What White Christians Can Learn from the Movie Get Out

Reflection by Marchaé Grair Marchaé Grair - United Church of Christ blog

I’ve watched white churches attempt to confront racism in ways their members can digest, whether it be with campaigns or curriculums. So I’d like to add a suggestion. Predominantly white churches who want to confront their racism should watch Get Out.

"Predominantly white churches who want to confront their racism should watch Get Out."

In Jordan Peele’s horror/thriller, a young black photographer named Chris Washington (Daniel Kaluuya) goes to meet the family of his white girlfriend Rose Armitage (Allison Williams from Girls) for the first time. The audience travels with Chris and Rose to the secluded and expansive home of the rest of the Armitages: Rose’s neurosurgeon father, Dean (Bradley Whitford); Rose’s psychiatrist mother, Missy (Catherine Keener); and Rose’s mixed-martial arts enthusiast brother, Jeremy (Caleb Landry Jones).

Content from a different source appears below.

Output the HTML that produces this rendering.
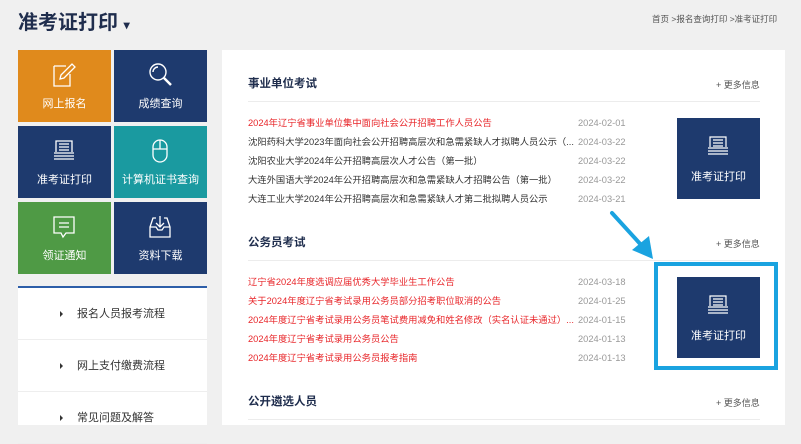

The Armitages appear to be the average “liberal” white family, but there is an eerie mixture of condescension and forced politeness molded into their kindness that makes Chris uncomfortable from the moment he arrives. When Chris meets the Black housekeeper Georgina (Betty Gabriel) and Black groundskeeper Walter (Marcus Henderson), who are subservient in a way reminiscent of slavery, it’s clear something isn’t right.

Chris eventually finds pictures of Rose with numerous Black men and a picture of Rose with a less hypnotized, more modernly dressed version of Georgina. The photos lead to the big reveal of the terrifying truth about Rose and her family. Rose lures Black men (and Georgina) to her family’s home so her mother can hypnotize them, and her father and brother can then transplant the brains of white people into the bodies of their new Black hosts. The process started with Rose’s grandparents, whose brains were transplanted into the bodies of Walter and Georgina. The brain transplants leave their victims in the “sunken place”: a place in their consciousness where they are passive observers of everything they say or do.

Peele’s “Get Out” is a love letter to the Black community, validating our anxiety about the racism of all liberal white people—an anxiety that is no exception for Black people who work with or worship with liberal white people in predominantly white churches. White church folks invested in anti-racism work understand that unpacking their racism (and the work that comes with it) rests solely on them and not on Black folks...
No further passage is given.